Mr Broderick said that there was “immense anger” within the banking industry as well as among the general public over the “devastation” caused to the Irish banks.

He said that this anger should be directed at senior management.

Mr Broderick said that staff had been put under “relentless pressure” by management to achieve sales targets and this contributed significantly to the banking crisis.

He said that banking was not about “fat cats” or “boards”, adding that it was “an absolute disgrace” to see senior managers retiring on huge pensions when banking jobs were under scrutiny.

IBOA members passed motions in a bid to ensure the banks did not use the crisis to undermine working conditions for their staff and recognising the role played by performance-related pay, short-term profit-taking and bonuses in creating the turmoil in banking.

Performance-related pay and bonuses created “a culture of greed and irresponsibility,” a bank employee told the conference.

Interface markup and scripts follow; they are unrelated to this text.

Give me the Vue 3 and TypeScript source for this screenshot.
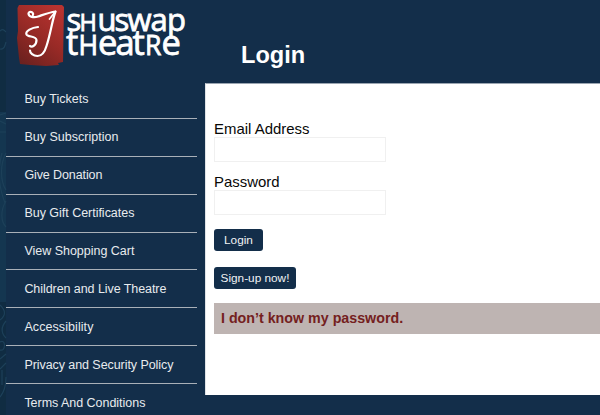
<script setup lang="ts">
interface MenuItem {
  label: string
  width: number
}

const menu: MenuItem[] = [
  { label: 'Buy Tickets', width: 64 },
  { label: 'Buy Subscription', width: 94 },
  { label: 'Give Donation', width: 78 },
  { label: 'Buy Gift Certificates', width: 110 },
  { label: 'View Shopping Cart', width: 110 },
  { label: 'Children and Live Theatre', width: 142 },
  { label: 'Accessibility', width: 69 },
  { label: 'Privacy and Security Policy', width: 149 },
  { label: 'Terms And Conditions', width: 121 },
]
</script>

<template>
  <div class="page">
    <div class="edge">
      <svg width="6" height="415" viewBox="0 0 6 415">
        <rect width="6" height="415" fill="#102c42" />
        <rect y="112" width="6" height="190" fill="#143650" />
        <g fill="none" stroke="#1d4059" stroke-width="1.2">
          <path d="M0 31C3 28 5 31 6 32M0 49C4 50 5 46 6 42M0 115L6 113M0 121L6 124M0 132H6M6 153C0 164 0 181 6 190M2 153C-2 167 -2 185 5 203M6 201C0 211 1 222 6 227" />
          <path d="M0 305C6 311 6 315 0 320M6 321C1 327 1 333 6 338M0 342C6 338 6 352 0 350M0 359L6 354M0 369L6 363M2 370V385M0 397C5 391 6 382 6 377" />
        </g>
      </svg>
    </div>
    <aside class="sidebar">
      <div class="brand">
        <svg width="191" height="81" viewBox="6 0 191 81" role="img" aria-label="Shuswap Theatre">
          <defs>
            <linearGradient id="crest" x1="0.8" y1="0" x2="0.2" y2="1">
              <stop offset="0" stop-color="#b83330" />
              <stop offset="0.5" stop-color="#982a26" />
              <stop offset="1" stop-color="#6c211f" />
            </linearGradient>
          </defs>
          <path d="M19 5L62 5L64 7L63 62L58 63L59 65L46 66L30 65L20 64L19 58L17 38L18 31L17.500 8Z" fill="url(#crest)" />
          <path d="M33 15C34 12 29 10.500 28.500 13.500C28.500 17 34 18 38 16.500C44 14.500 49 12.500 55.500 11.500C52 21 50.500 34 46.500 46C44.500 53 42 56 37.500 56C33 56 30 53 30 50.500M38 27C32 27.500 25 31 26.500 34.500C28 37.500 36 35.500 36.500 40C36.500 45 32 48 30 46" fill="none" stroke="#fff" stroke-width="2.200" stroke-linecap="round" stroke-linejoin="round" />
          <path d="M55.500 11.500L49.500 19" stroke="#fff" stroke-width="1.700" stroke-linecap="round" />
          <g class="wordmark">
            <text y="30.500" font-size="31"><tspan x="66.500">s</tspan><tspan x="79.500" font-size="23.500">H</tspan><tspan x="97.500">u</tspan><tspan x="114.500">s</tspan><tspan x="127.500">w</tspan><tspan x="150.500">a</tspan><tspan x="167">p</tspan></text>
            <text y="55" font-size="34.500"><tspan x="66">t</tspan><tspan x="78.500" font-size="26.500">H</tspan><tspan x="98">e</tspan><tspan x="115.500">a</tspan><tspan x="132.500">t</tspan><tspan x="145" font-size="26.500">R</tspan><tspan x="161.500">e</tspan></text>
          </g>
        </svg>
      </div>
      <nav>
        <a v-for="item in menu" :key="item.label" class="item">
          <svg class="label" width="172" height="20">
            <text x="0.4" y="14" :textLength="item.width">{{ item.label }}</text>
          </svg>
        </a>
      </nav>
    </aside>
    <main class="main">
      <h1>Login</h1>
      <form class="panel" @submit.prevent>
        <label for="email">Email Address</label>
        <input id="email" type="text" />
        <label for="password">Password</label>
        <input id="password" type="password" />
        <button class="login" type="submit">Login</button>
        <button class="signup" type="button">Sign-up now!</button>
        <div class="notice">I don’t know my password.</div>
      </form>
    </main>
  </div>
</template>

<style>
body {
  overflow: hidden;
  background: #132e4a;
}
</style>

<style scoped>
* {
  box-sizing: border-box;
}
.page {
  display: flex;
  width: 600px;
  height: 415px;
  overflow: hidden;
  background: #132e4a;
  font-family: "Liberation Sans", Arial, sans-serif;
}
.edge {
  flex: 0 0 6px;
}
svg {
  display: block;
  overflow: visible;
}
.sidebar {
  flex: 0 0 199px;
  padding-right: 8px;
}
.wordmark {
  fill: #fff;
  stroke: #fff;
  stroke-width: 0.8px;
  font-family: "Open Sans", sans-serif;
}
.item {
  display: flex;
  align-items: center;
  height: 37.900px;
  padding-left: 18.300px;
  border-bottom: 1px solid #a9b0b8;
}
.label {
  fill: #e8ebee;
  font-size: 12.500px;
}
.main {
  flex: 1;
  min-width: 0;
}
h1 {
  margin: 0;
  height: 83px;
  padding: 41px 0 0 36px;
  color: #fff;
  font-size: 23.600px;
  line-height: 29px;
  font-weight: 700;
}
.panel {
  display: flex;
  flex-direction: column;
  align-items: flex-start;
  height: 312px;
  padding: 36px 0 0 8px;
  background: #fff;
  border-left: 1px solid #dfe3e7;
  border-top: 1px solid #9aa5b1;
}
.panel label {
  height: 17px;
  color: #080808;
  font-size: 14.950px;
  line-height: 18px;
}
input {
  width: 172px;
  height: 25px;
  margin: 0 0 11px;
  padding: 3px;
  border: 1px solid #f0f0f0;
  background: #fff;
  outline: none;
}
button {
  padding: 0;
  border: 0;
  border-radius: 3px;
  color: #f1f3f5;
  background: #132e4a;
  font-family: inherit;
  font-size: 11.800px;
  line-height: 20px;
}
.login {
  width: 49px;
  height: 22px;
  margin-top: 3px;
}
.signup {
  width: 82px;
  height: 22px;
  margin-top: 16px;
}
.notice {
  align-self: stretch;
  height: 31px;
  margin-top: 14px;
  padding-left: 7px;
  background: #beb4b2;
  color: #742020;
  font-size: 14.250px;
  font-weight: 700;
  line-height: 31px;
}
</style>
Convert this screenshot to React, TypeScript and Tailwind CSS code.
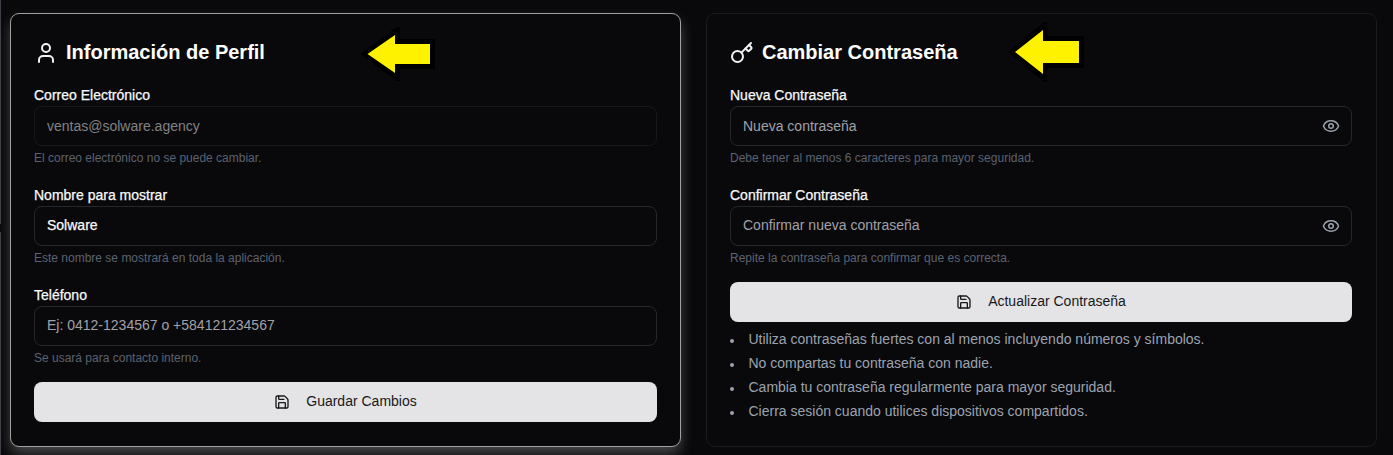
import type { ReactNode } from "react";
import { Eye, Key, Save, User } from "lucide-react";

function Field({ label, value, hint, tone, disabled, eye }: { label: string; value: string; hint: string; tone: string; disabled?: boolean; eye?: boolean }) {
  return (
    <div className="flex h-[100px] flex-col">
      <label className="h-[20px] text-[14px] leading-[20px] text-[#fafafa] [-webkit-text-stroke:0.25px_#fafafa]">{label}</label>
      <div className={`mt-px flex h-[40px] items-center justify-between rounded-[8px] border pr-[11px] pl-[12px] ${disabled ? "border-[#18181a]" : "border-[#27272a]"}`}>
        <span className={`text-[14px] leading-[20px] ${tone}`}>{value}</span>
        {eye && <Eye className="size-[18px] text-[#9ca3af]" strokeWidth={2} />}
      </div>
      <p className="mt-[4px] text-[12px] leading-[16px] text-[#5b6271]">{hint}</p>
    </div>
  );
}

function SaveButton({ children }: { children: ReactNode }) {
  return (
    <button className="flex h-[40px] w-full shrink-0 items-center justify-center gap-4 rounded-[8px] bg-[#e4e4e7] text-[14px] leading-[20px] text-[#18181b]">
      <Save className="size-4" strokeWidth={2} />
      <span className="pb-[2px]">{children}</span>
    </button>
  );
}

const tips = [
  "Utiliza contraseñas fuertes con al menos incluyendo números y símbolos.",
  "No compartas tu contraseña con nadie.",
  "Cambia tu contraseña regularmente para mayor seguridad.",
  "Cierra sesión cuando utilices dispositivos compartidos.",
];

export default function App() {
  return (
    <div className="relative flex h-[455px] w-[1393px] overflow-hidden bg-[#09090b] font-['Liberation_Sans',Arial,sans-serif]">
      <div className="flex w-px shrink-0 flex-col justify-between bg-[#09090b]">
        <div className="h-[224px] bg-[#3f4047]" />
        <div className="h-[223px] bg-[#3f4047]" />
      </div>
      <div className="flex gap-[25px] pt-[13px] pl-[9px]">
        <section className="h-[434px] w-[671px] rounded-[9px] border border-[#a0a0a0] bg-[#09090b] px-[23px] pt-[21px] shadow-[0_7px_14px_-1px_rgba(255,255,255,0.27)]">
          <h2 className="flex h-[34px] items-center gap-[8px] text-[20px] leading-[28px] font-bold text-white">
            <User className="mt-px size-[24px] text-[#f0f0f0]" strokeWidth={2} />
            Información de Perfil
          </h2>
          <div className="mt-[16px]">
            <Field label="Correo Electrónico" value="ventas@solware.agency" hint="El correo electrónico no se puede cambiar." tone="text-[#828284]" disabled />
            <Field label="Nombre para mostrar" value="Solware" hint="Este nombre se mostrará en toda la aplicación." tone="pb-[2px] text-[#fafafa] [-webkit-text-stroke:0.25px_#fafafa]" />
            <Field label="Teléfono" value="Ej: 0412-1234567 o +584121234567" hint="Se usará para contacto interno." tone="pb-[2px] text-[#a1a1aa]" />
          </div>
          <div className="-mt-[3px]"><SaveButton>Guardar Cambios</SaveButton></div>
        </section>
        <section className="h-[434px] w-[671px] rounded-[9px] border border-[#1b1b1d] bg-[#09090b] pr-[24px] pl-[23px] pt-[21px]">
          <h2 className="flex h-[34px] items-center gap-[8px] text-[20px] leading-[28px] font-bold text-white">
            <Key className="mt-px size-[24px] text-[#f0f0f0]" strokeWidth={2} />
            Cambiar Contraseña
          </h2>
          <div className="mt-[16px]">
            <Field label="Nueva Contraseña" value="Nueva contraseña" hint="Debe tener al menos 6 caracteres para mayor seguridad." tone="text-[#a1a1aa]" eye />
            <Field label="Confirmar Contraseña" value="Confirmar nueva contraseña" hint="Repite la contraseña para confirmar que es correcta." tone="pb-[2px] text-[#a1a1aa]" eye />
          </div>
          <div className="-mt-[3px]"><SaveButton>Actualizar Contraseña</SaveButton></div>
          <ul className="mt-[5px] text-[14px] leading-[24px] text-[#9ca3af]">
            {tips.map((t) => (
              <li key={t} className="flex items-center gap-[14.5px]">
                <span className="mt-[3px] size-[4px] rounded-full bg-[#9ca3af]" />
                {t}
              </li>
            ))}
          </ul>
        </section>
      </div>
      <svg className="absolute top-[26px] left-[360px]" width="76" height="56" viewBox="360 26 76 56">
        <path d="M360 54L397 27H400V39H435V69H400V81H397Z" fill="#000" />
        <path d="M367.5 54L395 35V44H430V64H395V73Z" fill="#fff200" />
      </svg>
      <svg className="absolute top-[21px] left-[1008px]" width="77" height="62" viewBox="1008 21 77 62">
        <path d="M1008 52L1044 22H1047V36H1084V68H1047V82H1044Z" fill="#000" />
        <path d="M1015 52L1043 30V41H1079V63H1043V74Z" fill="#fff200" />
      </svg>
    </div>
  );
}
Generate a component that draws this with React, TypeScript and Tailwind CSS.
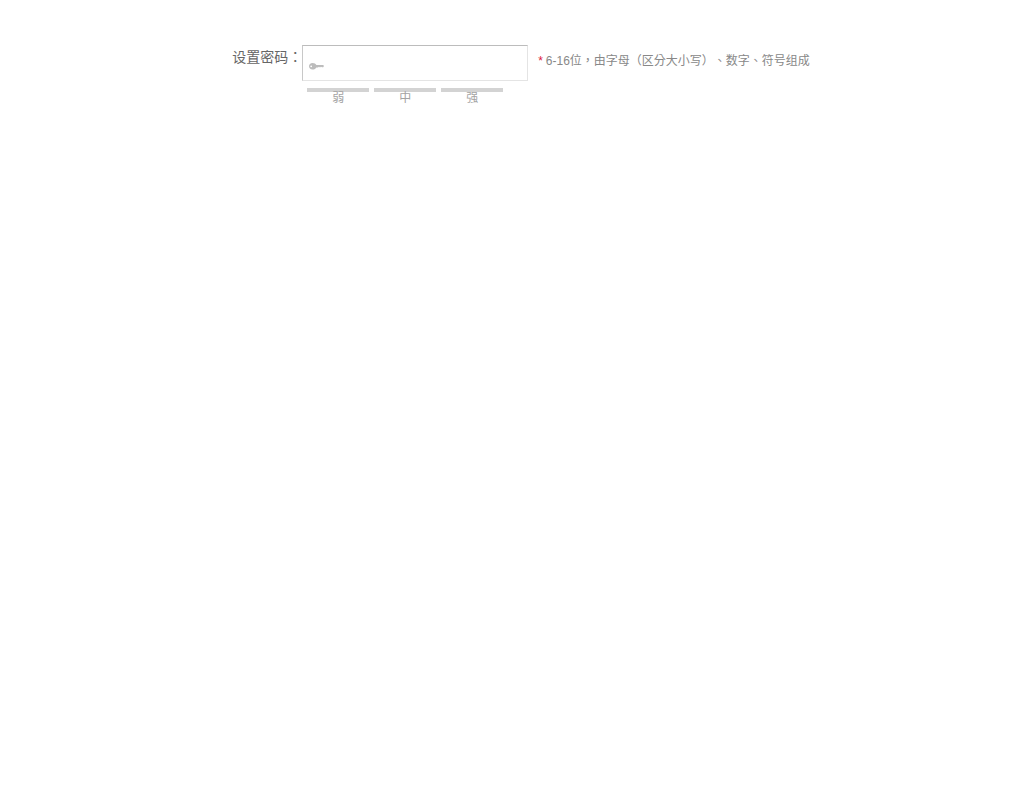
import { useState } from 'react';

const LEVELS = ['弱', '中', '强'];

function KeyIcon() {
  return (
    <svg
      className="pointer-events-none absolute top-[17px] left-1.5 h-2 w-4"
      viewBox="0 0 16 8"
      aria-hidden="true"
    >
      <path
        fill="#bcbcbc"
        fillRule="evenodd"
        d="M4.5 1C6.4 1 7.8 1.8 8.4 3H15.2L16 4L15.2 5.2H14L13 4.8L12 5.6L11 4.8L10 5.4H8.4C7.8 6.6 6.4 7.6 4.5 7.6C2.4 7.6 1 6.2 1 4.3C1 2.4 2.4 1 4.5 1ZM3.2 3.4A0.9 0.9 0 1 0 3.2 5.2A0.9 0.9 0 1 0 3.2 3.4Z"
      />
    </svg>
  );
}

function StrengthMeter() {
  return (
    <ul className="mt-[7px] ml-[5px] flex gap-[5px]">
      {LEVELS.map((level) => (
        <li
          key={level}
          className="w-[62px] border-t-4 border-[#d3d3d3] text-center text-xs leading-3 text-[#a3a3a3]"
        >
          {level}
        </li>
      ))}
    </ul>
  );
}

export default function App() {
  const [password, setPassword] = useState('');

  return (
    <form
      lang="zh-TW"
      className="flex items-start justify-center bg-white pt-[45px] pl-[18px] font-['Liberation_Sans','Noto_Sans_CJK_TC',sans-serif] [text-spacing-trim:space-all]"
    >
      <label
        htmlFor="password"
        className="w-[70px] shrink-0 text-sm leading-6 whitespace-nowrap text-[#666]"
      >
        设置密码：
      </label>
      <div className="w-[226px] shrink-0">
        <div className="relative">
          <KeyIcon />
          <input
            id="password"
            type="password"
            value={password}
            onChange={(e) => setPassword(e.target.value)}
            aria-describedby="password-hint"
            className="block h-9 w-full border border-[#e4e4e4] border-t-[#bcbcbc] border-l-[#c8c8c8] bg-white pr-2 pl-7 text-sm text-[#555] outline-none"
          />
        </div>
        <StrengthMeter />
      </div>
      <p id="password-hint" className="ml-2.5 text-xs leading-8 whitespace-nowrap text-[#888]">
        <span className="mr-[3px] text-[#dc2040]">*</span>
        6-16位，由字母（区分大小写）、数字、符号组成
      </p>
    </form>
  );
}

An AIB employee said the problem with performance-based pay was “the nature of the performance it rewards”.

She said bonuses should be paid multi-annually to ensure “the long-term interest of the customer rather than the short-term interest of the bank.”

Fergus Reynolds, an employee at Ulster Bank, said that the crisis had its origins in “a series of calamitous decisions” by senior bankers.

He said “an insatiable greed and blind faith in derivatives” had turned Ulster Bank’s parent company, Royal Bank of Scotland, from the sixth largest bank in the world into “a virtual basket case.”

Another speaker said the appointment of staff to bank boards would limit risk-taking.